Complete step by step solution:
It is given in the problem that ${s_1},{s_2},{s_3} \cdot \cdot \cdot \cdot$ and ${t_1},{t_2},{t_3} \cdot \cdot \cdot \cdot$are two arithmetic sequences such that${s_1} = {t_1} \ne 0;{s_2} = 2{t_2}$and$\sum\limits_{i = 1}^{10} {{s_i} = \sum\limits_{i = 1}^{15} {{t_i}} }$.
We have to find the value of $\dfrac{{{s_2} - {s_1}}}{{{t_2} - {t_1}}}$, but we know that in the arithmetic sequence, the difference of two consecutive terms is constant and called as common difference, so we have to find the value ratio of the common difference of the series.
Assume that ${d_1}$ is a common difference and ${a_1}$ is the first term of the series ${s_1}, {s_2}, {s_3} \cdot \cdot \cdot \cdot$ and ${d_2}$ is a common difference and ${a_2}$ is the first term of the series ${t_1}, {t_2}, {t_3} \cdot \cdot \cdot \cdot$.
It is given to us that ${s_1} = {t_1} \ne 0$, it means that:
${a_1} = {a_2} \ne 0$ … (1)
It is also given that:
${s_2} = 2{t_2}$
Using the ${n^{th}}$ term formula of the arithmetic sequence, we have
${a_1} + {d_1} = 2\left( {{a_2} + {d_2}} \right)$
From equation (1):
$\Rightarrow {a_1} + {d_1} = 2\left( {{a_1} + {d_2}} \right)$
$\Rightarrow {a_1} + {d_1} = 2{a_1} + 2{d_2}$
$\Rightarrow {d_1} - {a_1} = 2{d_2}$
$\Rightarrow {d_2} = \dfrac{{{d_1} - {a_1}}}{2}$ … (2)
We have also given that:
$\sum\limits_{i = 1}^{10} {{s_i} = \sum\limits_{i = 1}^{15} {{t_i}} }$
Then using the formula of the sum of Arithmetic series, we have
$\Rightarrow \dfrac{{10}}{2}\left[ {2{a_1} + \left( {10 - 1} \right){d_1}} \right] = \dfrac{{15}}{2}\left[ {2{a_2} + \left( {15 - 1} \right){d_2}} \right]$
$\Rightarrow 2\left[ {2{a_1} + 9{d_1}} \right] = 3\left[ {2{a_2} + 14{d_2}} \right]$
Substitute the values of equation (1) and equation (2):
$\Rightarrow 2\left[ {2{a_1} + 9{d_1}} \right] = 3\left[ {2{a_1} + 14\left( {\dfrac{{{d_1} - {a_1}}}{2}} \right)} \right]$
$\Rightarrow 4{a_1} + 18{d_1} = 3\left[ {7{d_1} - 5{a_1}} \right]$
$\Rightarrow 4{a_1} + 18{d_1} = 21{d_1} - 15{a_1}$
$\Rightarrow 19{a_1} = 3{d_1}$
$\Rightarrow {d_1} = \dfrac{{19}}{3}{a_1}$ … (2)

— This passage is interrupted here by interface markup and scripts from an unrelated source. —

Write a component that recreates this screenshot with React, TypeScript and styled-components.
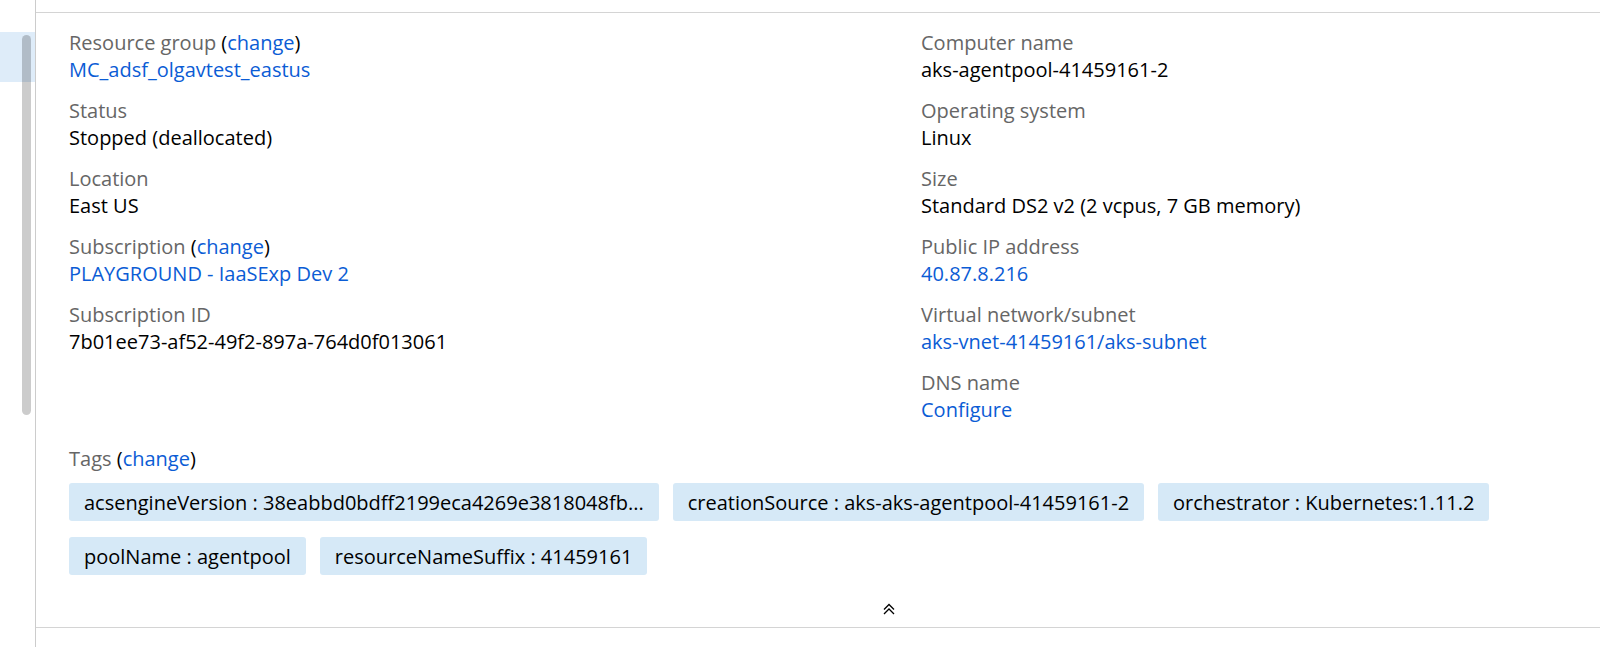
import React from "react";
import styled, { createGlobalStyle } from "styled-components";

const GlobalStyle = createGlobalStyle`
  html, body {
    margin: 0;
    padding: 0;
    background: #ffffff;
  }
  body {
    font-family: "Open Sans", "Segoe UI", "Liberation Sans", sans-serif;
    font-size: 20px;
    color: #000000;
  }
`;

const Page = styled.div`
  display: flex;
  height: 647px;
  overflow: hidden;
`;

const NavStrip = styled.div`
  position: relative;
  width: 35px;
  flex-shrink: 0;
  border-right: 1px solid #cccccc;
`;

const NavHighlight = styled.div`
  margin-top: 32px;
  height: 50px;
  background: #deecf9;
`;

const ScrollThumb = styled.div`
  position: absolute;
  left: 22px;
  top: 35px;
  width: 9px;
  height: 380px;
  border-radius: 5px;
  background: rgba(0, 0, 0, 0.2);
`;

const Main = styled.div`
  flex: 1;
  padding-top: 12px;
  display: flex;
  flex-direction: column;
`;

const Essentials = styled.section`
  border-top: 1px solid #d4d4d4;
  border-bottom: 1px solid #d4d4d4;
  padding: 16px 0 0 33px;
`;

const Grid = styled.div`
  display: grid;
  grid-template-columns: 852px 1fr;
`;

const Column = styled.div`
  display: flex;
  flex-direction: column;
`;

const Field = styled.div`
  display: flex;
  flex-direction: column;
  margin-bottom: 14px;
`;

const Label = styled.div`
  color: #666666;
  line-height: 27px;
`;

const Paren = styled.span`
  color: #000000;
`;

const Value = styled.div`
  line-height: 27px;
  color: #000000;
`;

const Link = styled.a`
  color: #0b5cd5;
  text-decoration: none;
  cursor: pointer;
`;

const TagsSection = styled.div`
  margin-top: 8px;
  display: flex;
  flex-direction: column;
`;

const TagList = styled.div`
  display: flex;
  flex-wrap: wrap;
  column-gap: 14px;
  row-gap: 16px;
  margin-top: 11px;
  max-width: 1440px;
`;

const Tag = styled.div`
  height: 38px;
  display: flex;
  align-items: center;
  padding: 0 15px;
  background: #d6e9f7;
  border-radius: 3px;
  white-space: nowrap;
  color: #000000;
`;

const Footer = styled.div`
  height: 52px;
  display: flex;
  align-items: flex-end;
  padding: 0 0 12px 814px;
  box-sizing: border-box;
`;

const CollapseButton = styled.button`
  border: none;
  background: none;
  padding: 0;
  width: 12px;
  height: 12px;
  display: flex;
  cursor: pointer;
`;

type FieldData = {
  label: string;
  change?: boolean;
  value: string;
  link?: boolean;
};

const left: FieldData[] = [
  { label: "Resource group", change: true, value: "MC_adsf_olgavtest_eastus", link: true },
  { label: "Status", value: "Stopped (deallocated)" },
  { label: "Location", value: "East US" },
  { label: "Subscription", change: true, value: "PLAYGROUND - IaaSExp Dev 2", link: true },
  { label: "Subscription ID", value: "7b01ee73-af52-49f2-897a-764d0f013061" },
];

const right: FieldData[] = [
  { label: "Computer name", value: "aks-agentpool-41459161-2" },
  { label: "Operating system", value: "Linux" },
  { label: "Size", value: "Standard DS2 v2 (2 vcpus, 7 GB memory)" },
  { label: "Public IP address", value: "40.87.8.216", link: true },
  { label: "Virtual network/subnet", value: "aks-vnet-41459161/aks-subnet", link: true },
  { label: "DNS name", value: "Configure", link: true },
];

const tags = [
  "acsengineVersion : 38eabbd0bdff2199eca4269e3818048fb...",
  "creationSource : aks-aks-agentpool-41459161-2",
  "orchestrator : Kubernetes:1.11.2",
  "poolName : agentpool",
  "resourceNameSuffix : 41459161",
];

const ChangeLabel: React.FC<{ text: string; change?: boolean }> = ({ text, change }) => (
  <Label>
    {text}
    {change && (
      <>
        {" "}
        <Paren>(</Paren>
        <Link>change</Link>
        <Paren>)</Paren>
      </>
    )}
  </Label>
);

const FieldView: React.FC<{ f: FieldData }> = ({ f }) => (
  <Field>
    <ChangeLabel text={f.label} change={f.change} />
    <Value>{f.link ? <Link>{f.value}</Link> : f.value}</Value>
  </Field>
);

export default function App() {
  return (
    <>
      <GlobalStyle />
      <Page>
        <NavStrip>
          <NavHighlight />
          <ScrollThumb />
        </NavStrip>
        <Main>
          <Essentials>
            <Grid>
              <Column>
                {left.map((f) => (
                  <FieldView key={f.label} f={f} />
                ))}
              </Column>
              <Column>
                {right.map((f) => (
                  <FieldView key={f.label} f={f} />
                ))}
              </Column>
            </Grid>
            <TagsSection>
              <ChangeLabel text="Tags" change />
              <TagList>
                {tags.map((t) => (
                  <Tag key={t}>{t}</Tag>
                ))}
              </TagList>
            </TagsSection>
            <Footer>
              <CollapseButton aria-label="Collapse">
                <svg width="12" height="12" viewBox="0 0 12 12" fill="none">
                  <path
                    d="M1 6.5 L6 1.5 L11 6.5 M1 11 L6 6 L11 11"
                    stroke="#000"
                    strokeWidth="1.3"
                  />
                </svg>
              </CollapseButton>
            </Footer>
          </Essentials>
        </Main>
      </Page>
    </>
  );
}
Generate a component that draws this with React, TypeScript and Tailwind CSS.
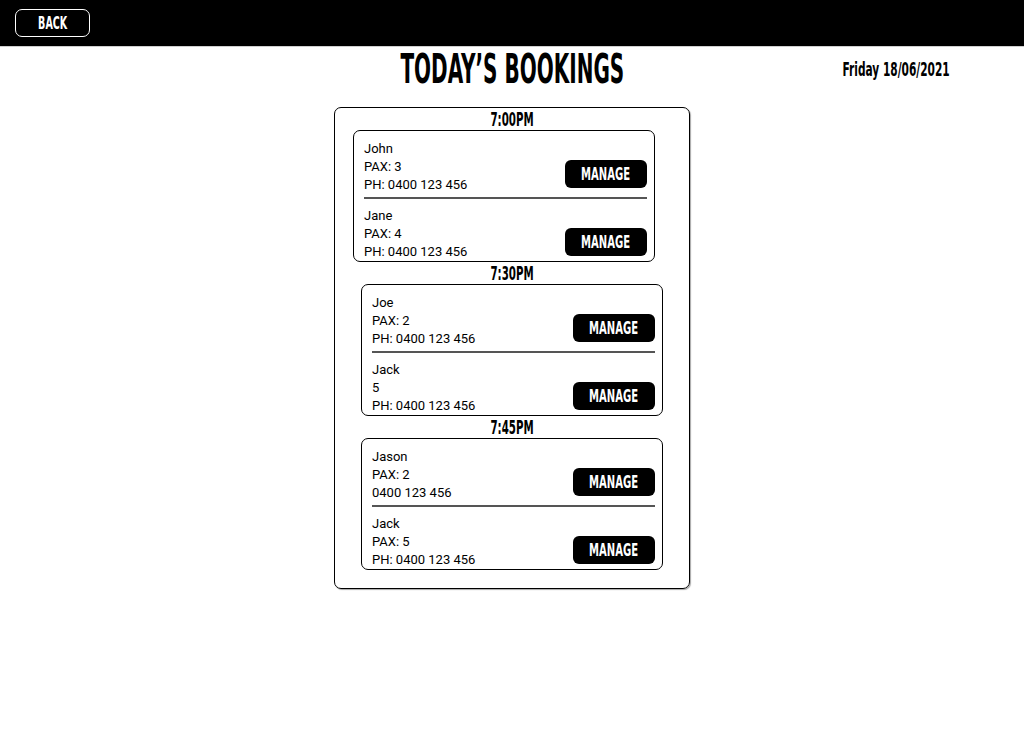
import React from "react";

type Booking = { name: string; pax: string; phone: string };
type Slot = { time: string; shift: boolean; bookings: Booking[] };

const slots: Slot[] = [
  {
    time: "7:00PM",
    shift: true,
    bookings: [
      { name: "John", pax: "PAX: 3", phone: "PH: 0400 123 456" },
      { name: "Jane", pax: "PAX: 4", phone: "PH: 0400 123 456" },
    ],
  },
  {
    time: "7:30PM",
    shift: false,
    bookings: [
      { name: "Joe", pax: "PAX: 2", phone: "PH: 0400 123 456" },
      { name: "Jack", pax: "5", phone: "PH: 0400 123 456" },
    ],
  },
  {
    time: "7:45PM",
    shift: false,
    bookings: [
      { name: "Jason", pax: "PAX: 2", phone: "0400 123 456" },
      { name: "Jack", pax: "PAX: 5", phone: "PH: 0400 123 456" },
    ],
  },
];

const BookingRow = ({ b, last }: { b: Booking; last: boolean }) => (
  <div className={`pl-[10px] pr-[7px] ${last ? "pt-[8px]" : "pt-[9px]"}`}>
    <div className={`flex items-end justify-between ${last ? "" : "border-b-2 border-[#555]"}`}>
      <div className={`text-[13px] leading-[18px] ${last ? "" : "pb-[3px]"}`}>
        <div>{b.name}</div>
        <div>{b.pax}</div>
        <div>{b.phone}</div>
      </div>
      <button
        className={`w-[82px] h-[28px] rounded-[6px] bg-black text-white flex items-center justify-center ${
          last ? "mb-[5px]" : "mb-[9px]"
        }`}
      >
        <span className="inline-block font-['Liberation_Sans_Narrow','DejaVu_Sans_Condensed',sans-serif] font-bold text-[18px] leading-none scale-x-[0.62]">
          MANAGE
        </span>
      </button>
    </div>
  </div>
);

export default function App() {
  return (
    <div className="min-h-[729px] w-full bg-white text-black font-['Roboto',sans-serif]">
      {/* Top bar */}
      <header className="h-[47px] bg-black border-b border-[#cfcfcf] flex items-center px-[15px]">
        <button className="w-[75px] h-[28px] border border-white rounded-[7px] text-white flex items-center justify-center">
          <span className="inline-block font-['Liberation_Sans_Narrow','DejaVu_Sans_Condensed',sans-serif] font-bold text-[18px] leading-none scale-x-[0.59]">
            BACK
          </span>
        </button>
      </header>

      {/* Title row */}
      <div className="grid grid-cols-[1fr_auto_1fr] items-center h-[48px]">
        <div />
        <h1 className="inline-block pb-[4px] font-['Liberation_Sans_Narrow','DejaVu_Sans_Condensed',sans-serif] font-bold text-[40px] leading-none scale-x-[0.556]">
          TODAY’S BOOKINGS
        </h1>
        <div className="justify-self-end pr-[74px]">
          <span className="inline-block origin-right font-['Liberation_Sans_Narrow','DejaVu_Sans_Condensed',sans-serif] font-bold text-[19px] leading-none scale-x-[0.62]">
            Friday 18/06/2021
          </span>
        </div>
      </div>

      {/* Bookings panel */}
      <div className="mx-auto mt-[12px] w-[356px] border border-black rounded-[7px] pb-[18px] shadow-[1px_1px_1px_rgba(0,0,0,0.35)]">
        {slots.map((s) => (
          <div key={s.time}>
            <div className="h-[22px] flex items-center justify-center">
              <span className="inline-block font-['Liberation_Sans_Narrow','DejaVu_Sans_Condensed',sans-serif] font-bold text-[19px] leading-none scale-x-[0.6]">
                {s.time}
              </span>
            </div>
            <div
              className={`w-[302px] border border-black rounded-[7px] ${s.shift ? "ml-[18px]" : "ml-[26px]"}`}
            >
              {s.bookings.map((b, i) => (
                <BookingRow key={i} b={b} last={i === s.bookings.length - 1} />
              ))}
            </div>
          </div>
        ))}
      </div>
    </div>
  );
}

Now, we put the value of ${d_1}$ in the equation (1):
$\Rightarrow {d_2} = \dfrac{{\dfrac{{19}}{3}{a_1} - {a_1}}}{2}$
$\Rightarrow {d_2} = \dfrac{{8{a_1}}}{3}$
Now, we divide ${d_1}$ by ${d_2}$:
$\Rightarrow \dfrac{{{d_1}}}{{{d_2}}} = \dfrac{{\dfrac{{19}}{3}{a_1}}}{{\dfrac{{8{a_1}}}{3}}}$
$\Rightarrow \dfrac{{{d_1}}}{{{d_2}}} = \dfrac{{19}}{8}$
As ${d_1}$ is the common difference of the series ${s_1}, {s_2}, {s_3} \cdot \cdot \cdot \cdot$ and ${d_2}$ is the common difference of the series ${t_1}, {t_2}, {t_3} \cdot \cdot \cdot \cdot$, so we have:
$\Rightarrow \dfrac{{{s_2} - {s_1}}}{{{t_2} - {t_1}}} = \dfrac{{19}}{8}$
This is the required result.

Hence, the option (C) is correct.

Note:
As given in the problem that given series are Arithmetic series it means that the common difference of the given series is constant, and the common difference is the difference of the two consecutive terms of the series.